Glauber Rocha ao filmar Deus e o Diabo vai buscar uma situação em que apresenta  Corisco como a própria constatação da coexistência de elementos mutuamente excludentes pois, no filme,  o ator Othon Bastos que encena a personagem Corisco, além de emprestar a sua voz a sua própria personagem, faz ainda uma outra voz, a do Santo Sebastião - algo mais grave que a de Corisco, a idéia de usar a mesma voz para deus e para o diabo, segundo Avellar (1995, p. 22) surgiu somente durante a montagem, de modo a que o espectador pudesse identificar uma certa semelhança entre as propostas e mais rapidamente concluir com o filme que a terra é do homem, nem de deus nem do diabo.
Esta coexistência, segundo Claudio da Costa, também pode ser percebida em um espelhamento de uma na outra, pois enquanto Sebastião tem parte com Deus e com o Diabo, como diz Antônio das Mortes, Corisco é o diabo que foi possuído por São Jorge. Esses espelhamentos dobram em ambigüidades a palavra do cego e de seus mitos. A palavra mítica, afirma Luiz Costa Lima, é verdade e engano, simultaneamente. Com as palavras de Marcel Detienne, Costa Lima nos diz que, "no pensamento mítico os contrários são complementares" (COSTA LIMA citado em COSTA, 2000, p.68).   
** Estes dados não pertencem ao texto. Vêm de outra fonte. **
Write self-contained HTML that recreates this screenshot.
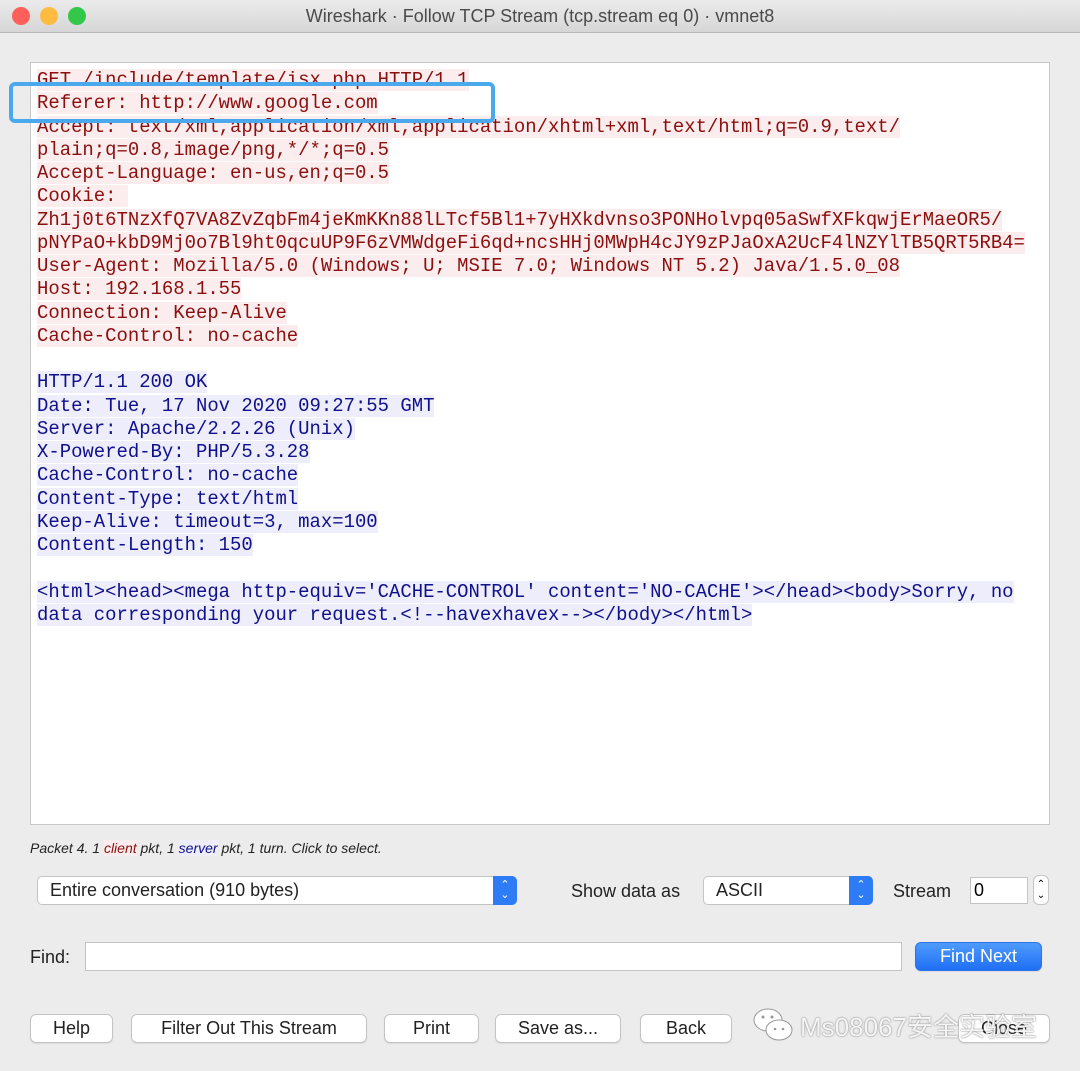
<!DOCTYPE html>
<html><head><meta charset="utf-8">
<style>
*{margin:0;padding:0;box-sizing:border-box}
body{width:1080px;height:1071px;background:#ececec;font-family:"Liberation Sans",sans-serif;position:relative;overflow:hidden}
.title{position:absolute;left:0;top:0;width:1080px;height:33px;background:linear-gradient(#ebebeb,#d6d6d6);border-bottom:1px solid #b8b8b8;text-align:center;font-size:18px;line-height:33px;color:#4a4a4a}
.dot{position:absolute;top:7px;width:18px;height:18px;border-radius:50%}
.box{position:absolute;left:30px;top:62px;width:1020px;height:763px;background:#fff;border:1px solid #c8c8c8}
.ln{position:absolute;left:37px;height:23.25px;font-family:"Liberation Mono",monospace;font-size:18.93px;line-height:23.25px;white-space:pre}
.c span{background:#fbeded;color:#8b0f0f}
.s span{background:#ededfb;color:#10108a}
.hl{position:absolute;left:9px;top:82px;width:486px;height:41px;border:4px solid #4aa8ec;border-radius:6px}
.btn{position:absolute;height:29px;background:#fff;border:1px solid #c4c4c4;border-radius:6px;font-size:18px;line-height:27px;text-align:center;color:#222;box-shadow:0 1px 1px rgba(0,0,0,.08)}
.sel{position:absolute;height:29px;background:#fff;border:1px solid #c4c4c4;border-radius:5px;font-size:18px;line-height:27px;padding-left:12px;color:#222}
.arr{position:absolute;right:-1px;top:-1px;width:24px;height:29px;background:#2d7cf6;border-radius:0 5px 5px 0;color:#fff;font-size:11px;line-height:10px;text-align:center;padding-top:4px}
.lbl{position:absolute;font-size:18px;color:#222}
</style></head><body>
<div class="title">Wireshark · Follow TCP Stream (tcp.stream eq 0) · vmnet8</div>
<div class="dot" style="left:12px;background:#fc605b"></div>
<div class="dot" style="left:40px;background:#fdbc40"></div>
<div class="dot" style="left:68px;background:#34c84a"></div>
<div class="box"></div>
<div class="ln c" style="top:69px"><span>GET /include/template/isx.php HTTP/1.1</span></div>
<div class="ln c" style="top:92.25px"><span>Referer: http://www.google.com</span></div>
<div class="ln c" style="top:115.5px"><span>Accept: text/xml,application/xml,application/xhtml+xml,text/html;q=0.9,text/</span></div>
<div class="ln c" style="top:138.75px"><span>plain;q=0.8,image/png,*/*;q=0.5</span></div>
<div class="ln c" style="top:162px"><span>Accept-Language: en-us,en;q=0.5</span></div>
<div class="ln c" style="top:185.25px"><span>Cookie: </span></div>
<div class="ln c" style="top:208.5px"><span>Zh1j0t6TNzXfQ7VA8ZvZqbFm4jeKmKKn88lLTcf5Bl1+7yHXkdvnso3PONHolvpq05aSwfXFkqwjErMaeOR5/</span></div>
<div class="ln c" style="top:231.75px"><span>pNYPaO+kbD9Mj0o7Bl9ht0qcuUP9F6zVMWdgeFi6qd+ncsHHj0MWpH4cJY9zPJaOxA2UcF4lNZYlTB5QRT5RB4=</span></div>
<div class="ln c" style="top:255px"><span>User-Agent: Mozilla/5.0 (Windows; U; MSIE 7.0; Windows NT 5.2) Java/1.5.0_08</span></div>
<div class="ln c" style="top:278.25px"><span>Host: 192.168.1.55</span></div>
<div class="ln c" style="top:301.5px"><span>Connection: Keep-Alive</span></div>
<div class="ln c" style="top:324.75px"><span>Cache-Control: no-cache</span></div>
<div class="ln s" style="top:371.25px"><span>HTTP/1.1 200 OK</span></div>
<div class="ln s" style="top:394.5px"><span>Date: Tue, 17 Nov 2020 09:27:55 GMT</span></div>
<div class="ln s" style="top:417.75px"><span>Server: Apache/2.2.26 (Unix)</span></div>
<div class="ln s" style="top:441px"><span>X-Powered-By: PHP/5.3.28</span></div>
<div class="ln s" style="top:464.25px"><span>Cache-Control: no-cache</span></div>
<div class="ln s" style="top:487.5px"><span>Content-Type: text/html</span></div>
<div class="ln s" style="top:510.75px"><span>Keep-Alive: timeout=3, max=100</span></div>
<div class="ln s" style="top:534px"><span>Content-Length: 150</span></div>
<div class="ln s" style="top:580.5px"><span>&lt;html&gt;&lt;head&gt;&lt;mega http-equiv='CACHE-CONTROL' content='NO-CACHE'&gt;&lt;/head&gt;&lt;body&gt;Sorry, no</span></div>
<div class="ln s" style="top:603.75px"><span>data corresponding your request.&lt;!--havexhavex--&gt;&lt;/body&gt;&lt;/html&gt;</span></div>
<div class="hl"></div>
<div style="position:absolute;left:30px;top:840px;font-size:14px;font-style:italic;color:#222">Packet 4. 1 <span style="color:#8b0f0f;background:#fbeded">client</span> pkt, 1 <span style="color:#10108a;background:#ededfb">server</span> pkt, 1 turn. Click to select.</div>
<div class="sel" style="left:37px;top:876px;width:480px">Entire conversation (910 bytes)<div class="arr">⌃<br>⌄</div></div>
<div class="lbl" style="left:571px;top:881px">Show data as</div>
<div class="sel" style="left:703px;top:876px;width:170px">ASCII<div class="arr">⌃<br>⌄</div></div>
<div class="lbl" style="left:893px;top:881px">Stream</div>
<div style="position:absolute;left:970px;top:877px;width:58px;height:27px;background:#fff;border:1px solid #c4c4c4;font-size:18px;line-height:25px;padding-left:3px">0</div>
<div style="position:absolute;left:1033px;top:875px;width:16px;height:30px;background:#fff;border:1px solid #c4c4c4;border-radius:6px;font-size:10px;line-height:11px;text-align:center;padding-top:3px">⌃<br>⌄</div>
<div class="lbl" style="left:30px;top:947px">Find:</div>
<div style="position:absolute;left:85px;top:942px;width:817px;height:29px;background:#fff;border:1px solid #c4c4c4"></div>
<div class="btn" style="left:915px;top:942px;width:127px;background:linear-gradient(#4f9bfb,#1f6ff5);border-color:#2b74ee;color:#fff">Find Next</div>
<div class="btn" style="left:30px;top:1014px;width:83px">Help</div>
<div class="btn" style="left:131px;top:1014px;width:236px">Filter Out This Stream</div>
<div class="btn" style="left:384px;top:1014px;width:95px">Print</div>
<div class="btn" style="left:495px;top:1014px;width:126px">Save as...</div>
<div class="btn" style="left:640px;top:1014px;width:92px">Back</div>
<div class="btn" style="left:958px;top:1014px;width:92px">Close</div>
<svg style="position:absolute;left:752px;top:1006px" width="44" height="40" viewBox="0 0 44 40"><g fill="#fff" stroke="#999" stroke-width="1"><ellipse cx="16" cy="14" rx="14" ry="11"/><ellipse cx="27" cy="24" rx="13" ry="10"/></g><g fill="#999"><circle cx="11" cy="11" r="1.5"/><circle cx="20" cy="11" r="1.5"/><circle cx="23" cy="23" r="1.3"/><circle cx="31" cy="23" r="1.3"/></g></svg>
<div style="position:absolute;left:800px;top:1007px;font-size:26px;color:rgba(255,255,255,.92);text-shadow:0 0 1px #777,0 0 2px rgba(0,0,0,.3);font-family:'Liberation Sans','Noto Sans CJK SC',sans-serif">Ms08067安全实验室</div>
</body></html>
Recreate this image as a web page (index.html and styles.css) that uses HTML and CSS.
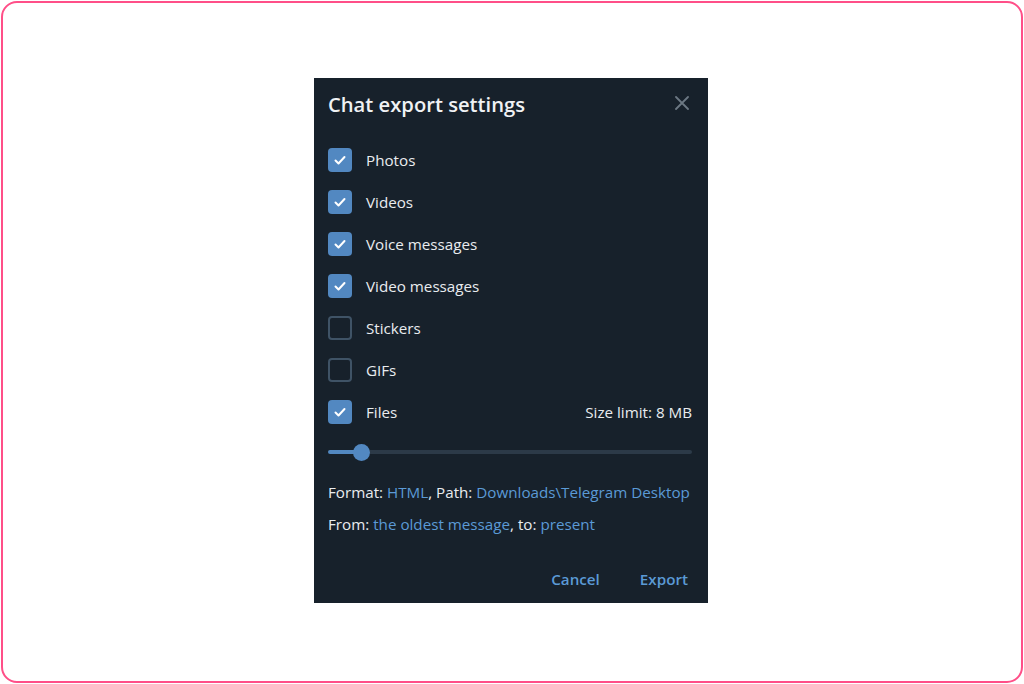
FILE: index.html
```html
<!DOCTYPE html>
<html>
<head>
<meta charset="utf-8">
<link rel="stylesheet" href="styles.css">
</head>
<body>
<div class="frame">
  <div class="dialog">
    <div class="header">
      <div class="title">Chat export settings</div>
      <svg class="close" width="14" height="14" viewBox="0 0 14 14"><path d="M1 1L13 13M13 1L1 13" stroke="#6c7883" stroke-width="1.8" stroke-linecap="round"/></svg>
    </div>
    <div class="row"><span class="cb on"><svg viewBox="0 0 24 24" width="24" height="24"><path d="M7.5 12.5l3 3 6-6.5" fill="none" stroke="#fff" stroke-width="2" stroke-linecap="round" stroke-linejoin="round"/></svg></span><span class="label">Photos</span></div>
    <div class="row"><span class="cb on"><svg viewBox="0 0 24 24" width="24" height="24"><path d="M7.5 12.5l3 3 6-6.5" fill="none" stroke="#fff" stroke-width="2" stroke-linecap="round" stroke-linejoin="round"/></svg></span><span class="label">Videos</span></div>
    <div class="row"><span class="cb on"><svg viewBox="0 0 24 24" width="24" height="24"><path d="M7.5 12.5l3 3 6-6.5" fill="none" stroke="#fff" stroke-width="2" stroke-linecap="round" stroke-linejoin="round"/></svg></span><span class="label">Voice messages</span></div>
    <div class="row"><span class="cb on"><svg viewBox="0 0 24 24" width="24" height="24"><path d="M7.5 12.5l3 3 6-6.5" fill="none" stroke="#fff" stroke-width="2" stroke-linecap="round" stroke-linejoin="round"/></svg></span><span class="label">Video messages</span></div>
    <div class="row"><span class="cb off"></span><span class="label">Stickers</span></div>
    <div class="row"><span class="cb off"></span><span class="label">GIFs</span></div>
    <div class="row"><span class="cb on"><svg viewBox="0 0 24 24" width="24" height="24"><path d="M7.5 12.5l3 3 6-6.5" fill="none" stroke="#fff" stroke-width="2" stroke-linecap="round" stroke-linejoin="round"/></svg></span><span class="label">Files</span><span class="limit">Size limit: 8 MB</span></div>
    <div class="slider">
      <div class="track-fill"></div>
      <div class="knob"></div>
      <div class="track-rest"></div>
    </div>
    <div class="info">Format: <span class="link">HTML</span>, Path: <span class="link">Downloads\Telegram Desktop</span></div>
    <div class="info">From: <span class="link">the oldest message</span>, to: <span class="link">present</span></div>
    <div class="buttons">
      <span class="btn">Cancel</span>
      <span class="btn">Export</span>
    </div>
  </div>
</div>
</body>
</html>
```

FILE: styles.css
```css
html, body {
  margin: 0;
  padding: 0;
  background: #ffffff;
}
body {
  font-family: "Open Sans", "Noto Sans", sans-serif;
}
.frame {
  box-sizing: border-box;
  width: 1022px;
  height: 682px;
  margin: 1px;
  border: 2px solid #ff4f88;
  border-radius: 16px;
  display: flex;
  justify-content: center;
  align-items: flex-start;
  padding-top: 75px;
  padding-right: 2px;
}
.dialog {
  box-sizing: border-box;
  width: 394px;
  height: 525px;
  background: #17212b;
  padding: 0 16px 0 14px;
  display: flex;
  flex-direction: column;
}
.header {
  display: flex;
  align-items: center;
  justify-content: space-between;
  height: 24px;
  margin-top: 14px;
  margin-bottom: 23px;
}
.title {
  color: #f0f2f4;
  font-size: 20.2px;
  font-weight: 600;
  line-height: 24px;
}
.close {
  margin-right: 3px;
  margin-top: -2px;
}
.row {
  height: 42px;
  display: flex;
  align-items: center;
}
.cb {
  box-sizing: border-box;
  width: 24px;
  height: 24px;
  border-radius: 4px;
  flex: none;
}
.cb svg { display: block; }
.cb.on {
  background: #5288c1;
}
.cb.off {
  border: 2px solid #3f5366;
}
.label {
  margin-left: 14px;
  color: #e9ecef;
  font-size: 15.2px;
  margin-top: -1px;
}
.limit {
  margin-left: auto;
  color: #e9ecef;
  font-size: 15.2px;
  margin-top: -1px;
}
.slider {
  margin-top: 9px;
  height: 20px;
  display: flex;
  align-items: center;
}
.track-fill {
  width: 26px;
  height: 4px;
  background: #5288c1;
  border-radius: 2px 0 0 2px;
}
.knob {
  width: 17px;
  height: 17px;
  border-radius: 50%;
  background: #5288c1;
  margin: 0 -1px 0 -1px;
  position: relative;
  z-index: 1;
}
.track-rest {
  flex: 1;
  height: 4px;
  background: #2c3a48;
  border-radius: 0 2px 2px 0;
}
.info {
  color: #e9ecef;
  font-size: 15.2px;
  line-height: 32px;
}
.slider + .info {
  margin-top: 14px;
}
.link {
  color: #5b9ad6;
}
.buttons {
  margin-top: 21px;
  height: 36px;
  display: flex;
  justify-content: flex-end;
  align-items: center;
  gap: 40px;
  padding-right: 4px;
}
.btn {
  color: #5b9ad6;
  font-weight: 600;
  font-size: 15.2px;
}
```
Assim, a existência dos mutuamente excludentes que aparecem em Virgolino e Maria, também faz parte do repertorio de Deus e o Diabo, que trabalha não somente na dualidade da voz de Othon Bastos, mas também no conflito entre Antônio das Mortes e Manuel, o matador de cangaceiros e o vaqueiro são personagens igualmente condicionados por deus e o diabo, um na forma de agir, outro no modo de pensar.